Taylor worked with about 15 other staff members, volunteers and correspondents to compile the data for 50 Under 30, which she co-wrote with Riki Wilchins, executive director of GenderPAC.
”50 Under 30 is an examination of a little more than 10 years of the casualties in this war being waged on youth aged 13-to-30,” Wilchins writes in the report’s opening letter.
”We focused on youth, both because there has been such indifference to the epidemic of gender-based violence against them and because youth are particularly vulnerable to such violence, often lacking adult advocates or sufficient financial and social capital to ensure their own safety.”
Taylor says she suspects that the number of people featured in the report would have ”almost doubled” if they had included victims over the age of 30 and under 13.
GenderPAC has distributed 50 Under 30 to more than 100 governmental and non-governmental human and civil rights agencies. There are plans to present a copy to the Organization of American States’s Inter-American Commission on Human Rights (IACHR), a group that investigates human-rights abuses in North and South America, in February.

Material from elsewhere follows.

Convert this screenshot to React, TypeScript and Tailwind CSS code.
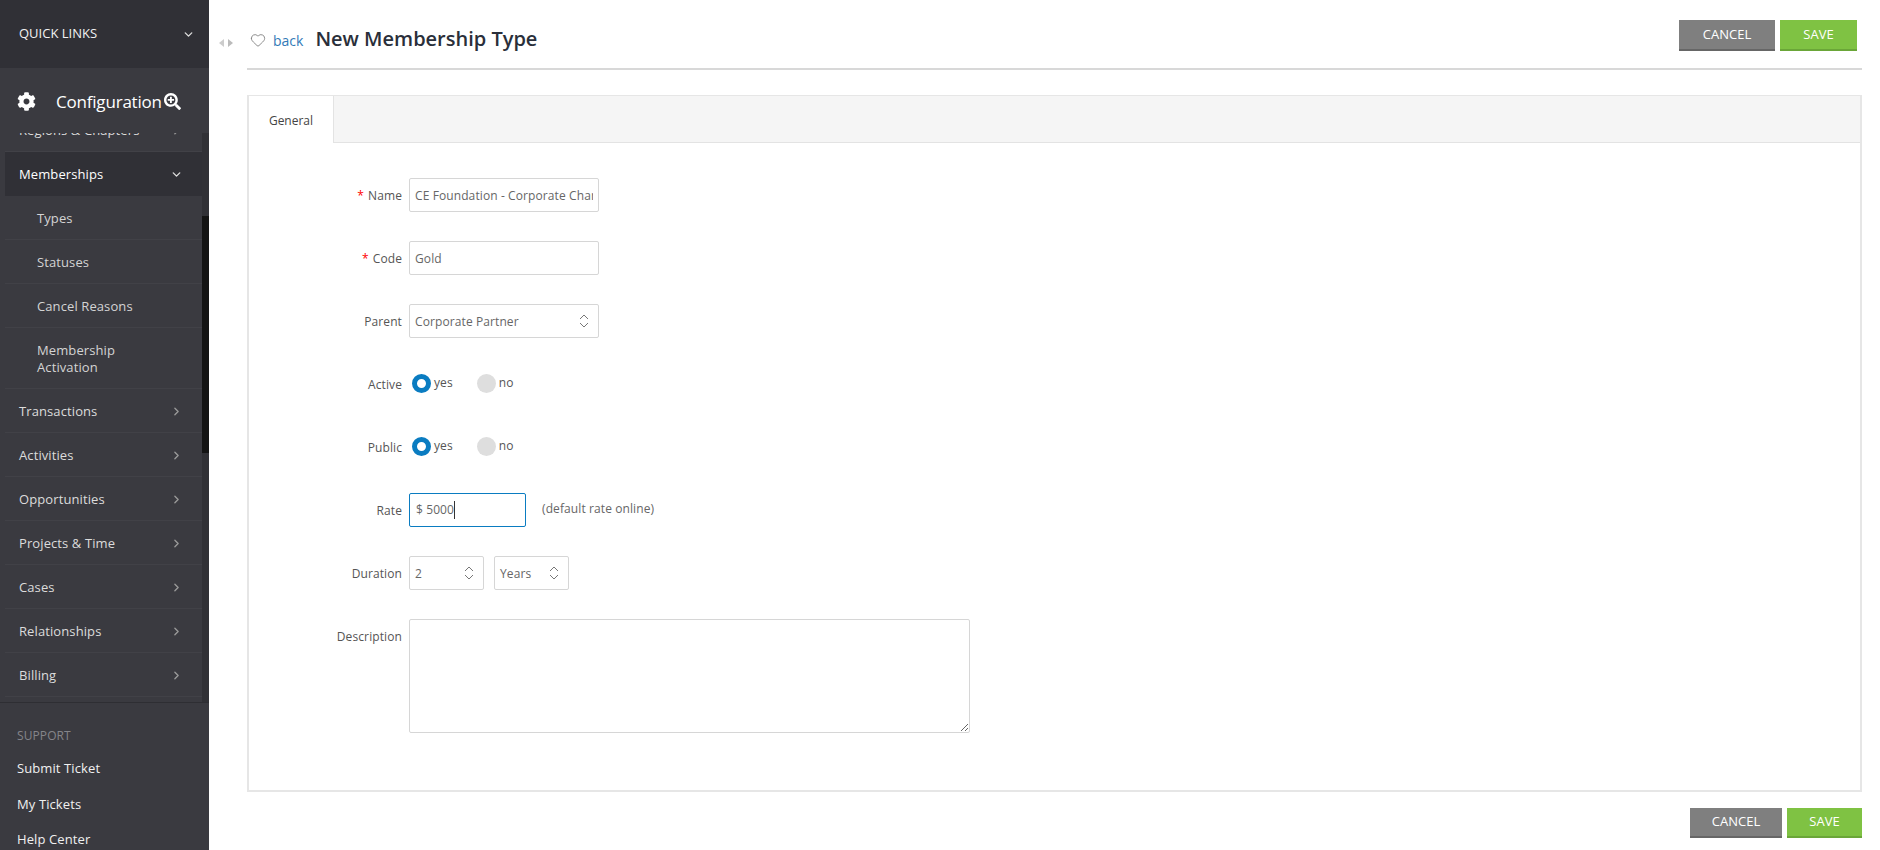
import { ChevronDown, ChevronRight, Heart } from 'lucide-react';
import { FaCog, FaSearchPlus } from 'react-icons/fa';

const UpDown = () => (
  <svg width="10" height="14" viewBox="0 0 10 14" fill="none" stroke="#777" strokeWidth="1" className="shrink-0">
    <path d="M1 5 L5 1 L9 5" />
    <path d="M1 9 L5 13 L9 9" />
  </svg>
);

const NavRow = ({ label, open }: { label: string; open?: boolean }) => (
  <div className={`h-[44px] flex items-center justify-between pl-[14px] pr-[19px] pt-[2px] border-b border-[#414147] text-[13px] tracking-[0.1px] ${open ? 'bg-[#303036] text-white border-transparent' : 'text-[#dcdcdc]'}`}>
    <span>{label}</span>
    {open ? <ChevronDown size={13} strokeWidth={2.5} className="text-[#ddd]" /> : <ChevronRight size={13} strokeWidth={2.5} className="text-[#999]" />}
  </div>
);

const SubRow = ({ label, tall }: { label: React.ReactNode; tall?: boolean }) => (
  <div className={`flex items-center pl-[32px] pr-6 pt-[2px] border-b border-[#414147] text-[13px] tracking-[0.1px] leading-[17px] text-[#d4d4d4] ${tall ? 'h-[61px]' : 'h-[44px]'}`}>
    {label}
  </div>
);

const FormRow = ({ label, required, children, top }: { label: string; required?: boolean; children: React.ReactNode; top?: boolean }) => (
  <div className={`flex tracking-[0.1px] ${top ? 'items-start' : 'items-center'}`}>
    <div className={`w-[153px] text-right text-[12px] text-[#555] ${top ? 'pt-[9px]' : 'pt-[2px]'}`}>
      {required && <span className="text-[#f00] mr-[4px]">*</span>}
      {label}
    </div>
    <div className="ml-[7px] flex items-center">{children}</div>
  </div>
);

const Radio = ({ on, label }: { on?: boolean; label: string }) => (
  <div className="flex items-center">
    <span className={on ? 'w-[19px] h-[19px] rounded-full border-[5px] border-[#0a7cc1] bg-white' : 'w-[19px] h-[19px] rounded-full bg-[#dedede]'} />
    <span className="ml-[3px] pb-[1px] text-[12px] text-[#555]">{label}</span>
  </div>
);

const YesNo = () => (
  <div className="h-[34px] pb-[2px] flex items-center gap-[24px] pl-[3px]">
    <Radio on label="yes" />
    <Radio label="no" />
  </div>
);

const SelectBox = ({ value, width }: { value: string; width: string }) => (
  <div className={`${width} h-[34px] border border-[#d6d6d6] rounded-[2px] pl-[5px] pr-[9px] flex items-center justify-between text-[12px] text-[#666]`}>
    <span className="pt-[1px]">{value}</span>
    <UpDown />
  </div>
);

const Buttons = ({ cancel, save, height }: { cancel: string; save: string; height: string }) => (
  <div className="flex gap-[5px] text-[13px] text-white">
    <button className={`${cancel} ${height} bg-[#7f7f7f] border-b-2 border-[#666]`}>CANCEL</button>
    <button className={`${save} ${height} bg-[#7fc243] border-b-2 border-[#6aa638]`}>SAVE</button>
  </div>
);

export default function App() {
  return (
    <div className="flex h-[850px] overflow-hidden bg-white font-['Open_Sans',sans-serif]">
      <aside className="w-[209px] shrink-0 flex flex-col bg-[#3a3a40]">
        <div className="h-[68px] shrink-0 bg-[#303036] flex items-center justify-between pl-[19px] pr-[14px] text-[13px] text-[#f2f2f2]">
          <span>QUICK LINKS</span>
          <ChevronDown size={13} strokeWidth={2.5} className="text-[#ddd]" />
        </div>
        <div className="h-[65px] shrink-0 flex items-center pl-[17px] pt-[2px] text-white relative z-10 bg-[#3a3a40]">
          <FaCog size={19} />
          <span className="ml-[20px] text-[17px] tracking-[-0.2px]">Configuration</span>
          <FaSearchPlus size={17} className="ml-[2px]" />
        </div>
        <div className="h-[570px] shrink-0 flex overflow-hidden border-b border-[#2e2e33]">
          <div className="w-[202px] pl-[5px] -mt-[25px]">
            <NavRow label="Regions & Chapters" />
            <NavRow label="Memberships" open />
            <SubRow label="Types" />
            <SubRow label="Statuses" />
            <SubRow label="Cancel Reasons" />
            <SubRow label={<span>Membership<br />Activation</span>} tall />
            <NavRow label="Transactions" />
            <NavRow label="Activities" />
            <NavRow label="Opportunities" />
            <NavRow label="Projects & Time" />
            <NavRow label="Cases" />
            <NavRow label="Relationships" />
            <NavRow label="Billing" />
          </div>
          <div className="w-[7px] bg-[#313136]">
            <div className="mt-[83px] h-[237px] bg-[#141414]" />
          </div>
        </div>
        <div className="pl-[17px] pt-[24px] text-[13px] tracking-[0.1px] text-[#f0f0f0]">
          <div className="text-[12px] text-[#85858a] leading-[18px]">SUPPORT</div>
          <div className="mt-[14px] leading-[18px]">Submit Ticket</div>
          <div className="mt-[18px] leading-[18px]">My Tickets</div>
          <div className="mt-[17px] leading-[18px]">Help Center</div>
        </div>
      </aside>

      <main className="flex-1 min-w-0 pl-[38px] pr-[18px]">
        <header className="h-[70px] border-b-2 border-[#d8d8d8] flex items-start justify-between pl-[1px] pr-[5px]">
          <div className="flex items-center h-[40px] mt-[19px] relative">
            <div className="absolute -left-[29px] top-[20px] flex gap-[4px]">
              <span className="w-0 h-0 border-y-[4px] border-y-transparent border-r-[5px] border-r-[#ccc]" />
              <span className="w-0 h-0 border-y-[4px] border-y-transparent border-l-[5px] border-l-[#bbb]" />
            </div>
            <Heart size={16} strokeWidth={1.25} className="ml-[2px] text-[#777] mt-[2px]" />
            <span className="ml-[7px] text-[14px] text-[#337ab7] mt-[2px]">back</span>
            <h1 className="ml-[12px] text-[20px] font-semibold text-[#2a2f3a]">New Membership Type</h1>
          </div>
          <div className="mt-[20px]">
            <Buttons cancel="w-[96px]" save="w-[77px]" height="h-[31px]" />
          </div>
        </header>

        <section className="mt-[25px] h-[697px] border-2 border-[#e6e6e6] border-t-[1px]">
          <div className="h-[47px] bg-[#f5f5f5] border-b border-[#e3e3e3] flex">
            <div className="w-[85px] h-[47px] bg-white border-r border-[#e3e3e3] flex items-center justify-center text-[12px] text-[#444] pt-[3px]">General</div>
          </div>
          <div className="pt-[35px] flex flex-col gap-[29px]">
            <FormRow label="Name" required>
              <input readOnly value="CE Foundation - Corporate Charter" className="w-[190px] h-[34px] border border-[#d6d6d6] rounded-[2px] px-[5px] pt-[1px] text-[12px] text-[#666] outline-none" />
            </FormRow>
            <FormRow label="Code" required>
              <input readOnly value="Gold" className="w-[190px] h-[34px] border border-[#d6d6d6] rounded-[2px] px-[5px] pt-[1px] text-[12px] text-[#666] outline-none" />
            </FormRow>
            <FormRow label="Parent">
              <SelectBox value="Corporate Partner" width="w-[190px]" />
            </FormRow>
            <FormRow label="Active"><YesNo /></FormRow>
            <FormRow label="Public"><YesNo /></FormRow>
            <FormRow label="Rate">
              <div className="w-[117px] h-[34px] border border-[#0a7cc1] rounded-[2px] pl-[6px] flex items-center text-[12px] text-[#666]">
                <span className="border-r border-[#333] leading-[18px]">$ 5000</span>
              </div>
              <span className="ml-[16px] pb-[2px] text-[12px] text-[#666]">(default rate online)</span>
            </FormRow>
            <FormRow label="Duration">
              <SelectBox value="2" width="w-[75px]" />
              <div className="ml-[10px]"><SelectBox value="Years" width="w-[75px]" /></div>
            </FormRow>
            <FormRow label="Description" top>
              <textarea readOnly className="block w-[561px] h-[114px] border border-[#d6d6d6] rounded-[2px] outline-none" />
            </FormRow>
          </div>
        </section>

        <div className="mt-[16px] flex justify-end">
          <Buttons cancel="w-[92px]" save="w-[75px]" height="h-[30px]" />
        </div>
      </main>
    </div>
  );
}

Taylor says GenderPAC is also working with various national partners in order to be able to reach various communities and people of different ethnicities, age groups and racial backgrounds.
”Raising awareness really is the first step that we can take in terms of transforming the culture that has allowed these murders to happen in a way that they’re under-solved [and] under-reported by most media outlets, outside the LGBT community,” she says.
”We hope that people will recognize the sorts of violence and aggression that American culture has become accepting of, in terms of enforcing masculinity or femininity.”